Google search results tend to lean towards a liberal mindset, a bias that could influence public opinion, finds a new study. After analysing nearly 2,000 pages, a panel rated 31% pages as liberal as opposed to only 22% that were conservative; the remaining 47% pages were neutral that included government or mainstream news websites.
The study conducted by online search marketer CanIRank.com found that 50 most recent searches for political terms on the search engine showed more liberal-leaning webpages rather than conservative ones.
The Alphabet-owned company has denied any bias and told the Wall Street Journal: "From the beginning, our approach to search has been to provide the most relevant answers and results to our users, and it would undermine people's trust in our results, and our company, if we were to change course."
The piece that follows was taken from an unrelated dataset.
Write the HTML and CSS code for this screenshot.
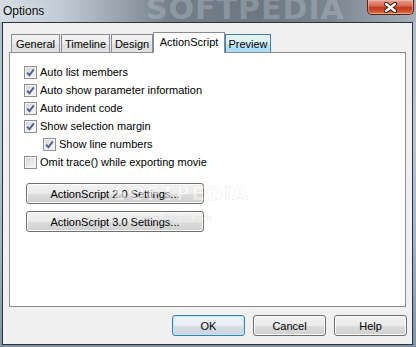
FILE: index.html
```html
<!DOCTYPE html>
<html>
<head>
<meta charset="utf-8">
<title>Options</title>
<link rel="stylesheet" href="styles.css">
</head>
<body>
<div class="window">
  <div class="titlebar">
    <span class="title">Options</span>
    <span class="wm-title">SOFTPEDIA</span>
    <div class="close">
      <svg width="15" height="11" viewBox="0 0 15 11">
        <path d="M3 2 L12 9 M12 2 L3 9" stroke="#3a1a14" stroke-width="4.2" stroke-linecap="round" fill="none"/>
        <path d="M3 2 L12 9 M12 2 L3 9" stroke="#ffffff" stroke-width="2.4" stroke-linecap="round" fill="none"/>
      </svg>
    </div>
  </div>
  <div class="client">
    <div class="tabs">
      <div class="tab t-general">General</div>
      <div class="tab t-timeline">Timeline</div>
      <div class="tab t-design">Design</div>
      <div class="tab selected t-as">ActionScript</div>
      <div class="tab hover t-preview">Preview</div>
    </div>
    <div class="panel">
      <div class="row"><span class="cb"><svg class="chk" width="11" height="11" viewBox="0 0 11 11"><path d="M2.2 5.6 L4.4 8.2 L8.8 2.4" stroke="#4a5f93" stroke-width="1.9" fill="none"/></svg></span><span>Auto list members</span></div>
      <div class="row"><span class="cb"><svg class="chk" width="11" height="11" viewBox="0 0 11 11"><path d="M2.2 5.6 L4.4 8.2 L8.8 2.4" stroke="#4a5f93" stroke-width="1.9" fill="none"/></svg></span><span>Auto show parameter information</span></div>
      <div class="row"><span class="cb"><svg class="chk" width="11" height="11" viewBox="0 0 11 11"><path d="M2.2 5.6 L4.4 8.2 L8.8 2.4" stroke="#4a5f93" stroke-width="1.9" fill="none"/></svg></span><span>Auto indent code</span></div>
      <div class="row"><span class="cb"><svg class="chk" width="11" height="11" viewBox="0 0 11 11"><path d="M2.2 5.6 L4.4 8.2 L8.8 2.4" stroke="#4a5f93" stroke-width="1.9" fill="none"/></svg></span><span>Show selection margin</span></div>
      <div class="row indent"><span class="cb"><svg class="chk" width="11" height="11" viewBox="0 0 11 11"><path d="M2.2 5.6 L4.4 8.2 L8.8 2.4" stroke="#4a5f93" stroke-width="1.9" fill="none"/></svg></span><span>Show line numbers</span></div>
      <div class="row"><span class="cb"></span><span>Omit trace() while exporting movie</span></div>
      <div class="settings">
        <button class="btn wide">ActionScript 2.0 Settings...</button>
        <button class="btn wide">ActionScript 3.0 Settings...</button>
      </div>
      <span class="wm-panel">SOFTPEDIA</span>
      <span class="wm-url">www.softpedia.com</span>
    </div>
    <div class="footer">
      <button class="btn foot default">OK</button>
      <button class="btn foot">Cancel</button>
      <button class="btn foot">Help</button>
    </div>
  </div>
</div>
</body>
</html>
```
FILE: styles.css
```css
html, body {
  margin: 0;
  padding: 0;
}
body {
  width: 416px;
  height: 347px;
  overflow: hidden;
  font-family: "Liberation Sans", Arial, sans-serif;
  font-size: 11px;
  color: #000;
}
.window {
  width: 416px;
  height: 347px;
  box-sizing: border-box;
  background: linear-gradient(180deg, #aebdcb 0%, #b7c6d4 40%, #9fb4c8 70%, #7f93a8 100%);
  display: flex;
  flex-direction: column;
}
.titlebar {
  position: relative;
  height: 22px;
  display: flex;
  align-items: flex-start;
  background: linear-gradient(90deg, #d3dbe3 0%, #c2ccd6 60px, #98a3ae 120px, #747f8a 170px, #6c7782 260px, #7a858f 330px, #8f99a3 370px, #a4aeb8 416px);
  overflow: hidden;
}
.title {
  font-size: 12px;
  padding: 4px 0 0 3px;
  color: #0b0b0b;
  text-shadow: 0 0 6px rgba(255,255,255,0.8);
  position: relative;
  z-index: 1;
}
.wm-title {
  position: absolute;
  left: 146px;
  top: -9px;
  font-family: "DejaVu Sans", sans-serif;
  font-weight: bold;
  font-size: 30px;
  letter-spacing: 1px;
  color: rgba(210, 218, 226, 0.3);
}
.close {
  margin-left: auto;
  margin-right: 2px;
  width: 47px;
  height: 15px;
  box-sizing: border-box;
  border: 1px solid #5b2419;
  border-top: none;
  border-radius: 0 0 5px 5px;
  background: linear-gradient(180deg, #e4a091 0%, #d86c55 40%, #c4391d 55%, #cf5a32 85%, #e0904e 100%);
  box-shadow: inset 0 0 0 1px rgba(255,210,200,0.45);
  display: flex;
  align-items: center;
  justify-content: center;
  position: relative;
  z-index: 1;
}
.client {
  margin-left: 2px;
  width: 411px;
  height: 323px;
  box-sizing: border-box;
  border: 1px solid #2f3438;
  background: #f0f0f0;
  padding: 9px 6px 0 6px;
  display: flex;
  flex-direction: column;
}
.tabs {
  height: 20px;
  display: flex;
  align-items: flex-end;
  padding-left: 2px;
  position: relative;
  z-index: 2;
}
.tab {
  box-sizing: border-box;
  height: 18px;
  border: 1px solid #898c95;
  border-bottom: none;
  background: linear-gradient(180deg, #f3f3f3 0%, #ebebeb 50%, #dedede 51%, #e3e3e3 100%);
  display: flex;
  align-items: center;
  justify-content: center;
  padding-top: 1px;
}
.t-general { width: 49px; margin-right: 1px; }
.t-timeline { width: 49px; margin-right: 1px; }
.t-design { width: 42px; }
.t-as { width: 72px; }
.t-preview { width: 46px; }
.tab.selected {
  height: 21px;
  margin-bottom: -1px;
  background: #ffffff;
  padding-top: 0;
  padding-bottom: 2px;
}
.tab.hover {
  border-color: #3c7fb1;
  background: linear-gradient(180deg, #eaf6fd 0%, #d9f0fc 50%, #bee6fd 51%, #a7d9f5 100%);
}
.panel {
  position: relative;
  height: 255px;
  box-sizing: border-box;
  border: 1px solid #898c95;
  background: #ffffff;
  padding: 10px 14px 0 14px;
  overflow: hidden;
}
.row {
  height: 18px;
  display: flex;
  align-items: center;
  gap: 3px;
}
.row.indent {
  padding-left: 19px;
}
.cb {
  width: 13px;
  height: 13px;
  box-sizing: border-box;
  border: 1px solid #8e8f8f;
  background: linear-gradient(135deg, #cfd2d6 0%, #e6e7e9 50%, #fbfbfb 100%);
  box-shadow: inset 0 0 0 1px #f4f4f4;
  display: flex;
  align-items: center;
  justify-content: center;
  flex: none;
}
.chk {
  display: block;
}
.settings {
  margin-top: 12px;
  margin-left: 2px;
  display: flex;
  flex-direction: column;
  gap: 7px;
}
.btn {
  font-family: "Liberation Sans", Arial, sans-serif;
  font-size: 11px;
  color: #000;
  height: 21px;
  box-sizing: border-box;
  border: 1px solid #707070;
  border-radius: 3px;
  background: linear-gradient(180deg, #f2f2f2 0%, #ebebeb 50%, #dddddd 51%, #cfcfcf 100%);
  box-shadow: inset 0 0 0 1px #fbfbfb;
  padding: 0;
  margin: 0;
}
.btn.wide {
  width: 178px;
}
.wm-panel {
  position: absolute;
  left: 103px;
  top: 128px;
  font-family: "DejaVu Sans", sans-serif;
  font-weight: bold;
  font-size: 20px;
  letter-spacing: 1px;
  color: rgba(255, 255, 255, 0.55);
  -webkit-text-stroke: 0.6px rgba(200, 200, 200, 0.35);
  pointer-events: none;
}
.wm-url {
  position: absolute;
  left: 124px;
  top: 160px;
  font-size: 9px;
  color: rgba(210, 210, 210, 0.5);
  pointer-events: none;
}
.footer {
  margin-top: 8px;
  margin-right: -1px;
  display: flex;
  justify-content: flex-end;
  gap: 8px;
}
.btn.foot {
  width: 73px;
  height: 21px;
}
.btn.default {
  border-color: #3c7fb1;
  box-shadow: inset 0 0 0 1px #bfe5f8;
  background: linear-gradient(180deg, #f0f4f7 0%, #e7edf1 50%, #d6dfe5 51%, #cbd5dc 100%);
}
```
The company maintains that its search results are based on algorithms using hundreds of factors which reflect the content and information available on the internet. Google has never made its algorithm for determining search results completely public even though over the years researchers have tried to put their reasoning to it.
"No one really knows what Google's search engine is doing," said Christo Wilson, a Northeastern University computer science professor. "This is a big, complex system that's been evolving for 15 years."
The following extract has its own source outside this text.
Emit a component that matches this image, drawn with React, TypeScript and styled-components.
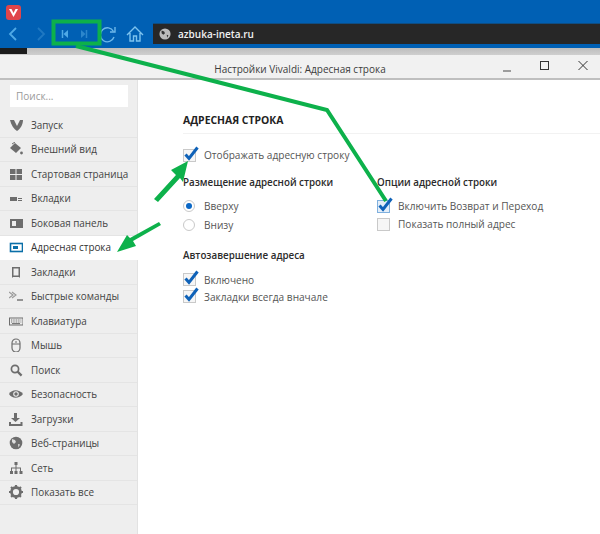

In the past as well Google has been accused of having a liberal slant. A study from the University of Maryland last December found searches for the names of Democratic presidential candidates to be more prominent with supportive websites than searches for Republican candidates. Some news sites had even claimed that Google's autocomplete feature hid negative suggested searches for Hillary Clinton, which Google categorically denied.
Experts who have studied Google's search algorithm say these perceived biases are likely unintentional and may just be a mere reflection of what's out there on the internet.
"Google is basically a popularity engine in the sense that the more links you have, the higher you're ranked," said Nick Diakopoulos, a journalism professor at the University of Maryland. "If you have a larger cluster on the left and more linking between those pages, it's a self-reinforcing thing."